The Federal Bureau of Investigation has issued a public service announcement (PSA), warning that criminals are using deepfakes to target victims for extortion.
The FBI stated that criminals are altering photos or videos of individuals and turning them into explicit content for the purpose of harassing victims or sextortion schemes, the federal agency said in a Monday announcement.
The criminals use content manipulation technologies and services to exploit photos or videos captured from an individual’s social media account, open internet, or requested from the victim, into sexually themed images that appear true-to-life.
The malicious actors then circulate the images or videos on social media, public forums, or pornographic websites.
Many victims, including minors, are unaware that their images have been copied until it is brought to their attention by someone else.
“The FBI continues to receive reports from victims, including minor children and non-consenting adults, whose photos or videos were altered into explicit content,” the agency said.

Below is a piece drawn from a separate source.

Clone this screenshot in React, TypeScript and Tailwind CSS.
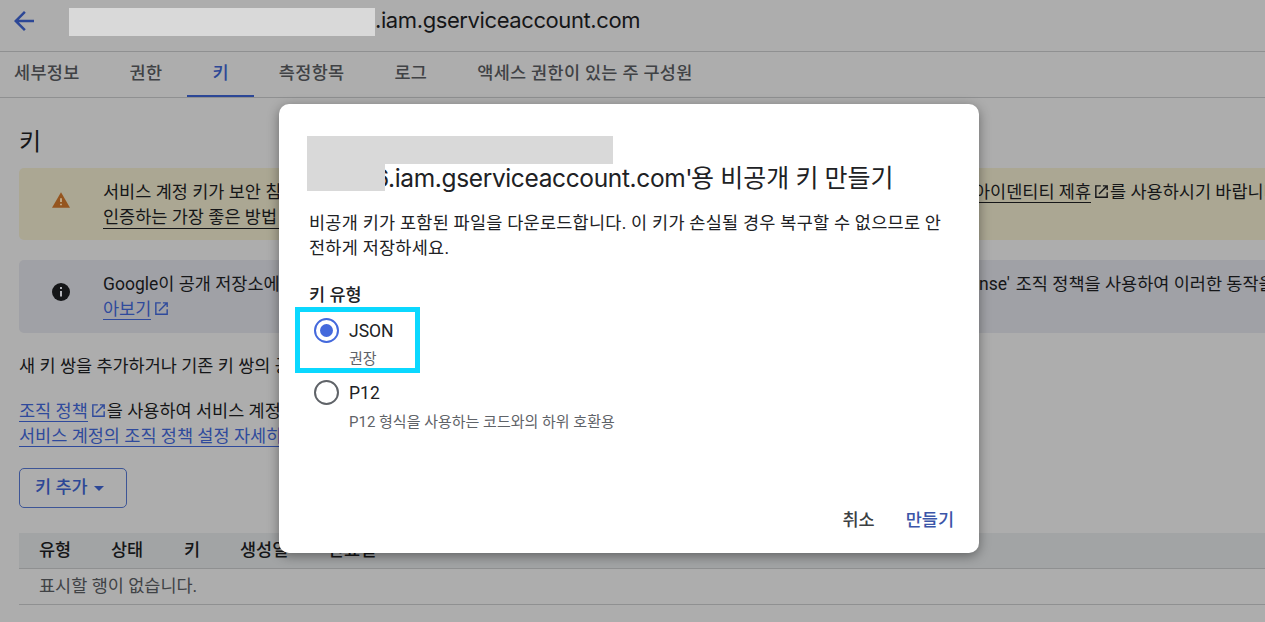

According to the FBI, law enforcement agencies received over 7,000 reports of online extortion targeting minors in 2022.
The warning comes as the internet crime business has been growing rapidly over the past couple of years.
Deepfakes Become More Prevalent Thanks to AI
The use of deepfakes to create synthetic content is becoming increasingly common due to the improvements in the quality, customizability, and accessibility of artificial intelligence-enabled content creation.

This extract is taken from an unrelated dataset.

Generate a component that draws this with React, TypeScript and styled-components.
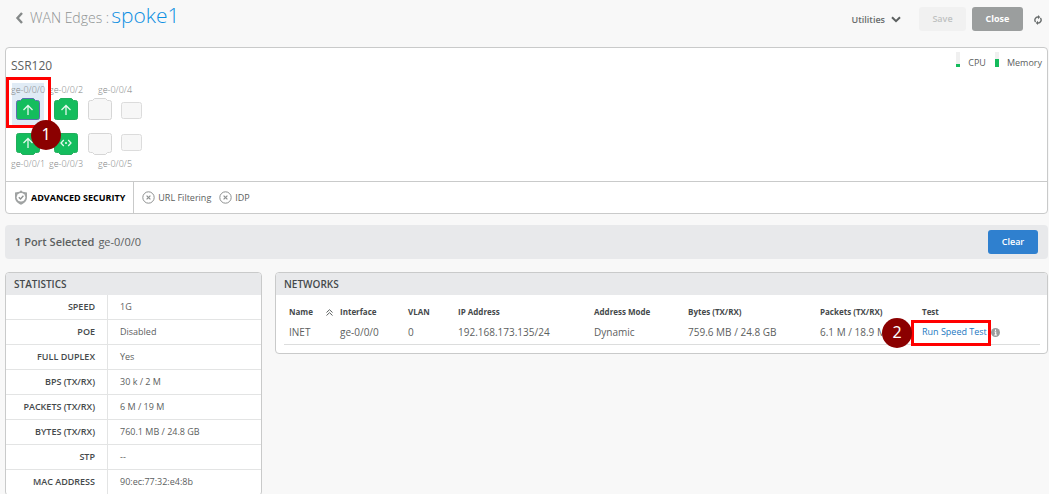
import React from "react";
import styled, { createGlobalStyle } from "styled-components";

const GlobalStyle = createGlobalStyle`
  * { box-sizing: border-box; }
  body {
    margin: 0;
    background: #f8f8f8;
    color: #5c6060;
    font-family: "Open Sans", "Noto Sans", sans-serif;
    font-size: 9px;
    line-height: 12px;
    overflow-x: hidden;
  }
  button { font-family: inherit; cursor: pointer; }
`;

const Page = styled.div`
  padding: 0 1px 0 5px;
`;

const Header = styled.header`
  display: flex;
  align-items: center;
  justify-content: space-between;
  height: 38px;
  margin-bottom: 9px;
`;

const Breadcrumb = styled.nav`
  display: flex;
  align-items: baseline;
  padding-left: 10px;
  margin-bottom: 6px;
`;

const BackLink = styled.a`
  color: #8e9292;
  font-size: 14px;
  line-height: 28px;
  font-weight: 300;
  text-decoration: none;
  white-space: nowrap;
  svg { margin-right: 6px; vertical-align: -1px; }
`;

const Title = styled.h1`
  margin: 0 0 0 2px;
  color: #0d8fe2;
  font-size: 21px;
  line-height: 28px;
  font-weight: 300;
`;

const Actions = styled.div`
  display: flex;
  align-items: center;
  gap: 6px;
`;

const MenuButton = styled.button`
  display: flex;
  align-items: center;
  gap: 6px;
  margin-right: 12px;
  padding: 0;
  border: 0;
  background: none;
  color: #686c6c;
  font-size: 9px;
  font-weight: 600;
`;

const Button = styled.button<{ $tone: "muted" | "grey" | "blue" }>`
  height: 24px;
  width: ${(p) => (p.$tone === "muted" ? 47 : p.$tone === "grey" ? 51 : 50)}px;
  padding: 0;
  border: 0;
  border-radius: 3px;
  font-size: 9px;
  line-height: 12px;
  font-weight: ${(p) => (p.$tone === "grey" ? 700 : 600)};
  color: ${(p) => (p.$tone === "muted" ? "#bfc1c1" : "#fff")};
  background: ${(p) => ({ muted: "#f1f1f1", grey: "#9b9e9e", blue: "#2f80cf" })[p.$tone]};
`;

const IconButton = styled.button`
  display: flex;
  padding: 0;
  margin: 2px 6px 0 5px;
  border: 0;
  background: none;
`;

const Card = styled.section`
  border: 1px solid #c9caca;
  border-radius: 4px;
  background: #fff;
`;

const DeviceTop = styled.div`
  display: flex;
  justify-content: space-between;
  align-items: flex-start;
  height: 133px;
  padding: 4px 5px 0;
`;

const DeviceName = styled.h2`
  margin: 4px 0 7px;
  font-size: 12px;
  line-height: 20px;
  font-weight: 400;
`;

const Meters = styled.div`
  display: flex;
  gap: 9px;
`;

const Meter = styled.div`
  display: flex;
  align-items: center;
  gap: 8px;
  height: 22px;
`;

const MeterTrack = styled.span`
  display: flex;
  align-items: flex-end;
  width: 4px;
  height: 15px;
  margin-bottom: 7px;
  background: #f0f0f0;
`;

const MeterFill = styled.span`
  width: 100%;
  background: #14bb5c;
`;

const Ports = styled.div`
  display: flex;
  gap: 6px;
  margin-left: 1px;
`;

const PortPair = styled.div<{ $wide?: boolean }>`
  width: ${(p) => (p.$wide ? 54 : 32)}px;
`;

const PortCell = styled.div<{ $selected?: boolean; $flip?: boolean }>`
  position: relative;
  display: flex;
  flex-direction: ${(p) => (p.$flip ? "column-reverse" : "column")};
  align-items: center;
  gap: ${(p) => (p.$flip ? 3 : 2)}px;
  height: 42px;
  padding-top: 1px;
  margin-bottom: ${(p) => (p.$flip ? 0 : 7)}px;
  justify-content: ${(p) => (p.$flip ? "flex-end" : "flex-start")};
  background: ${(p) => (p.$selected ? "#e0ebf5" : "transparent")};
`;

const PortLabel = styled.span`
  color: #7e8282;
  font-size: 9px;
  line-height: 12px;
  font-weight: 300;
  white-space: nowrap;
`;

const Sockets = styled.div<{ $flip?: boolean }>`
  display: flex;
  align-items: ${(p) => (p.$flip ? "flex-start" : "flex-end")};
  gap: 8px;
  height: 22px;
`;

const SecurityBar = styled.div`
  display: flex;
  align-items: stretch;
  height: 32px;
  border-top: 1px solid #c9caca;
`;

const SecurityTitle = styled.div`
  display: flex;
  align-items: center;
  gap: 3px;
  padding: 0 8px 0 8px;
  border-right: 1px solid #c9caca;
  color: #000;
  font-size: 9px;
  font-weight: 700;
`;

const SecurityItems = styled.div`
  display: flex;
  align-items: center;
  gap: 8px;
  padding-left: 8px;
`;

const SecurityItem = styled.span`
  display: flex;
  align-items: center;
  gap: 3px;
`;

const SelectionBar = styled.div`
  display: flex;
  align-items: center;
  justify-content: space-between;
  height: 34px;
  margin: 11px 0 13px;
  padding: 0 10px;
  border-radius: 4px;
  background: #e8e9eb;
  font-size: 11px;
  b { font-weight: 600; }
  span { margin-left: 4px; }
`;

const Panels = styled.div`
  display: grid;
  grid-template-columns: 257px 1fr;
  gap: 13px;
  align-items: start;
`;

const Panel = styled(Card)`
  overflow: hidden;
`;

const PanelTitle = styled.h3`
  margin: 0;
  padding: 0 8px;
  background: #e8e9eb;
  color: #45494b;
  font-size: 10px;
  line-height: 22px;
  font-weight: 600;
`;

const StatTable = styled.table`
  width: 100%;
  border-spacing: 0;
  th, td { height: 25px; padding: 0 12px; border-bottom: 1px solid #e3e4e4; }
  th {
    width: 102px;
    border-right: 1px solid #e3e4e4;
    color: #45494b;
    font-weight: 600;
    text-align: right;
    white-space: nowrap;
  }
`;

const NetworkBody = styled.div`
  padding: 7px 8px 8px;
`;

const NetworkTable = styled.table`
  width: 100%;
  table-layout: fixed;
  border-spacing: 0;
  th, td { padding: 0 0 0 5px; text-align: left; white-space: nowrap; }
  th { height: 20px; color: #45494b; font-size: 8px; font-weight: 700; }
  td { height: 23px; padding-bottom: 3px; font-size: 10px; border-bottom: 1px solid #dcdddd; }
`;

const SortHead = styled.span`
  display: flex;
  align-items: center;
  justify-content: space-between;
  padding-right: 2px;
`;

const TestCell = styled.span`
  position: relative;
  display: inline-flex;
  align-items: center;
  gap: 4px;
`;

const TestLink = styled.a`
  color: #2378bf;
  font-size: 9px;
  text-decoration: none;
`;

const Callout = styled.span<{ $x: number; $y: number; $w: number; $h: number }>`
  position: absolute;
  z-index: 2;
  left: ${(p) => p.$x}px;
  top: ${(p) => p.$y}px;
  width: ${(p) => p.$w}px;
  height: ${(p) => p.$h}px;
  border: 3px solid #f00;
  pointer-events: none;
`;

const Step = styled.span<{ $x: number; $y: number }>`
  position: absolute;
  z-index: 3;
  left: ${(p) => p.$x}px;
  top: ${(p) => p.$y}px;
  width: 30px;
  height: 30px;
  border-radius: 50%;
  background: #8b0000;
  color: #fff;
  font: 16px/29px "Noto Sans", "Open Sans", sans-serif;
  text-align: center;
`;

type SocketKind = "up" | "wan" | "empty" | "sfp";

function Socket({ kind, flip, outlined }: { kind: SocketKind; flip?: boolean; outlined?: boolean }) {
  if (kind === "sfp") {
    return (
      <svg width="22" height="19" viewBox="0 0 22 19">
        <rect x="1.500" y="1.500" width="20" height="16" rx="2" fill="#f7f7f7" stroke="#dcdcdc" />
      </svg>
    );
  }
  const live = kind !== "empty";
  const stroke = outlined ? "#5a6fb0" : live ? "#22ad5c" : "#d6d6d6";
  return (
    <svg width="24" height="22" viewBox="0 0 24 22">
      <path
        transform={flip ? "matrix(1 0 0 -1 0 22)" : undefined}
        d="M2.5 2.5H4.5L6.5 .5H17.5L19.5 2.5H21.5Q23.5 2.5 23.5 4.5V19.5Q23.5 21.5 21.5 21.5H2.5Q.5 21.5 .5 19.5V4.5Q.5 2.5 2.5 2.5Z"
        fill={live ? "#14bd5d" : "#f7f7f7"}
        stroke={stroke}
      />
      {kind === "up" && (
        <path d={flip ? "M12 15V5.5M7.5 10L12 5.5L16.5 10" : "M12 17V7.5M7.5 12L12 7.5L16.5 12"} fill="none" stroke="#e5f8ed" strokeWidth="1.3" />
      )}
      {kind === "wan" && (
        <>
          <path d="M9.8 7L7 10L9.8 13M14.2 7L17 10L14.2 13" fill="none" stroke="#e5f8ed" strokeWidth="1.3" />
          <circle cx="12" cy="10" r="1.1" fill="#e5f8ed" />
        </>
      )}
    </svg>
  );
}

function Port({ name, kinds, flip, selected }: { name: string; kinds: SocketKind[]; flip?: boolean; selected?: boolean }) {
  return (
    <PortCell $flip={flip} $selected={selected}>
      <PortLabel>{name}</PortLabel>
      <Sockets $flip={flip}>
        {kinds.map((k) => (
          <Socket key={k} kind={k} flip={flip} outlined={selected} />
        ))}
      </Sockets>
      {selected && (
        <>
          <Callout $x={-6} $y={-6} $w={45} $h={51} />
          <Step $x={19} $y={37}>1</Step>
        </>
      )}
    </PortCell>
  );
}

const CrossCircle = () => (
  <svg width="13" height="13" viewBox="0 0 13 13" fill="none" stroke="#8e9191">
    <circle cx="6.5" cy="6.5" r="5.7" />
    <path d="M4.6 4.6L8.4 8.4M8.4 4.6L4.6 8.4" strokeWidth="1.2" />
  </svg>
);

const stats: [string, string][] = [
  ["SPEED", "1G"],
  ["POE", "Disabled"],
  ["FULL DUPLEX", "Yes"],
  ["BPS (TX/RX)", "30 k / 2 M"],
  ["PACKETS (TX/RX)", "6 M / 19 M"],
  ["BYTES (TX/RX)", "760.1 MB / 24.8 GB"],
  ["STP", "--"],
  ["MAC ADDRESS", "90:ec:77:32:e4:8b"],
];

const columns: [string, number][] = [
  ["Name", 51],
  ["Interface", 68],
  ["VLAN", 50],
  ["IP Address", 136],
  ["Address Mode", 94],
  ["Bytes (TX/RX)", 132],
  ["Packets (TX/RX)", 102],
  ["Test", 123],
];

const network = ["INET", "ge-0/0/0", "0", "192.168.173.135/24", "Dynamic", "759.6 MB / 24.8 GB", "6.1 M / 18.9 M"];

export default function App() {
  return (
    <Page>
      <GlobalStyle />
      <Header>
        <Breadcrumb>
          <BackLink href="#edges">
            <svg width="9" height="12" viewBox="0 0 9 12" fill="none" stroke="#858989" strokeWidth="2.4">
              <path d="M7 1L2.500 6L7 11" />
            </svg>
            WAN Edges :
          </BackLink>
          <Title>spoke1</Title>
        </Breadcrumb>
        <Actions>
          <MenuButton>
            Utilities
            <svg width="10" height="7" viewBox="0 0 10 7" fill="none" stroke="#5c6060" strokeWidth="2">
              <path d="M1 1.2L5 5.2L9 1.2" />
            </svg>
          </MenuButton>
          <Button $tone="muted" disabled>Save</Button>
          <Button $tone="grey">Close</Button>
          <IconButton aria-label="Refresh">
            <svg width="8" height="10" viewBox="0 0 8 10" fill="none" stroke="#686c6c" strokeWidth="1.4">
              <path d="M1.6 7A3 3 0 0 1 4.4 2.1M6.4 3A3 3 0 0 1 3.6 7.9" />
              <path d="M4 0V4.2L6.2 2.1ZM4 5.8V10L1.8 7.9Z" fill="#686c6c" stroke="none" />
            </svg>
          </IconButton>
        </Actions>
      </Header>

      <Card>
        <DeviceTop>
          <div>
            <DeviceName>SSR120</DeviceName>
            <Ports>
              <PortPair>
                <Port name="ge-0/0/0" kinds={["up"]} selected />
                <Port name="ge-0/0/1" kinds={["up"]} flip />
              </PortPair>
              <PortPair>
                <Port name="ge-0/0/2" kinds={["up"]} />
                <Port name="ge-0/0/3" kinds={["wan"]} flip />
              </PortPair>
              <PortPair $wide>
                <Port name="ge-0/0/4" kinds={["empty", "sfp"]} />
                <Port name="ge-0/0/5" kinds={["empty", "sfp"]} flip />
              </PortPair>
            </Ports>
          </div>
          <Meters>
            <Meter>
              <MeterTrack><MeterFill style={{ height: "20%" }} /></MeterTrack>
              CPU
            </Meter>
            <Meter>
              <MeterTrack><MeterFill style={{ height: "53%" }} /></MeterTrack>
              Memory
            </Meter>
          </Meters>
        </DeviceTop>
        <SecurityBar>
          <SecurityTitle>
            <svg width="14" height="15" viewBox="0 0 14 15">
              <path d="M7 .3L8.6 1.7L13 2.4V7.5C13 11 10.2 13.3 7 14.8C3.800 13.3 1 11 1 7.500V2.400L5.400 1.700Z" fill="#a0a3a3" />
              <circle cx="7" cy="7.300" r="4.300" fill="#fff" />
              <path d="M4.800 7.300L6.500 9L9.400 5.700" fill="none" stroke="#8e9191" strokeWidth="1.300" />
            </svg>
            ADVANCED SECURITY
          </SecurityTitle>
          <SecurityItems>
            <SecurityItem><CrossCircle />URL Filtering</SecurityItem>
            <SecurityItem><CrossCircle />IDP</SecurityItem>
          </SecurityItems>
        </SecurityBar>
      </Card>

      <SelectionBar>
        <div><b>1 Port Selected</b><span>ge-0/0/0</span></div>
        <Button $tone="blue">Clear</Button>
      </SelectionBar>

      <Panels>
        <Panel>
          <PanelTitle>STATISTICS</PanelTitle>
          <StatTable>
            <tbody>
              {stats.map(([label, value]) => (
                <tr key={label}>
                  <th scope="row">{label}</th>
                  <td>{value}</td>
                </tr>
              ))}
            </tbody>
          </StatTable>
        </Panel>
        <Panel>
          <PanelTitle>NETWORKS</PanelTitle>
          <NetworkBody>
            <NetworkTable>
              <colgroup>
                {columns.map(([name, width]) => (
                  <col key={name} width={width} />
                ))}
              </colgroup>
              <thead>
                <tr>
                  {columns.map(([name], i) => (
                    <th key={name} scope="col">
                      {i === 0 ? (
                        <SortHead>
                          {name}
                          <svg width="7" height="7" viewBox="0 0 7 7" fill="none" stroke="#5c6060">
                            <path d="M.5 3.500L3.500 .700L6.500 3.500M.5 6.500L3.500 3.700L6.500 6.500" />
                          </svg>
                        </SortHead>
                      ) : (
                        name
                      )}
                    </th>
                  ))}
                </tr>
              </thead>
              <tbody>
                <tr>
                  {network.map((value) => (
                    <td key={value}>{value}</td>
                  ))}
                  <td>
                    <TestCell>
                      <TestLink href="#speed-test">Run Speed Test</TestLink>
                      <svg width="9" height="9" viewBox="0 0 9 9">
                        <circle cx="4.500" cy="4.500" r="4.500" fill="#9a9d9d" />
                        <path d="M4.500 1.500V2.900M3.500 4H4.700V7M3.300 7H5.900" fill="none" stroke="#fff" strokeWidth="1.100" />
                      </svg>
                      <Callout $x={-11} $y={-6} $w={80} $h={26} />
                      <Step $x={-40} $y={-8}>2</Step>
                    </TestCell>
                  </td>
                </tr>
              </tbody>
            </NetworkTable>
          </NetworkBody>
        </Panel>
      </Panels>
    </Page>
  );
}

Specifically, generative AI platforms like Midjourney 5.1 and OpenAI’s DALL-E 2 have made it substantially easy to create videos featuring false events.
There have been instances where deepfakes have been used maliciously, such as in May, when a deepfake of Tesla and Twitter CEO Elon Musk was created to scam crypto investors.
The video shared on social media contained footage of Musk from past interviews, manipulated to fit the fraudulent scheme.
AI deepfake technology has really outpaced nation-states. Here's an example of an AI-generated audio of a supposed speech made by China's foreign secretary Qin Gang. Nearly perfect, except for the lack of ambient audience sound & that bit on Russia. pic.twitter.com/VnBHP4MR0J
— Senzaltro Otravia (@SOtravia) June 5, 2023
However, not all deepfakes are created with bad intentions. For one, a video of Pope Francis wearing a white Balenciaga jacket was created for entertainment purposes that went viral earlier this year.
FBI Recommendations to Combat Deepfakes
The FBI recommended that parents monitor their children’s online activity, discuss the risks associated with sharing personal content, and use discretion when posting images, videos, and personal content online, particularly those that include children or their information.
Individuals should also run frequent online searches of themselves and their children’s information to help identify the exposure and spread of personal information on the internet.
Additionally, individuals should apply privacy settings on social media accounts to limit the public exposure of their photos, videos, and other personal information.
The FBI urged the public to exercise caution when posting or direct messaging personal photos, videos, and identifying information on social media, dating apps, and other online sites as the images and videos can provide malicious actors an abundant supply of content to exploit for criminal activity.
The use of deepfakes to target victims for extortion is a growing concern, and individuals must take steps to protect their personal information and prevent themselves from being a victim of these scams.
Aside from the FBI, other government agencies have also issued a warning regarding the potential misuse of AI tools.
In a consumer alert in March, the US Federal Trade Commission warned that criminals have been using deepfakes to trick unsuspecting victims into sending money after creating an audio deepfake of a friend or family member that says they have been kidnapped. It said:
“Artificial intelligence is no longer a far-fetched idea out of a sci-fi movie. We’re living with it, here and now. A scammer could use AI to clone the voice of your loved one.”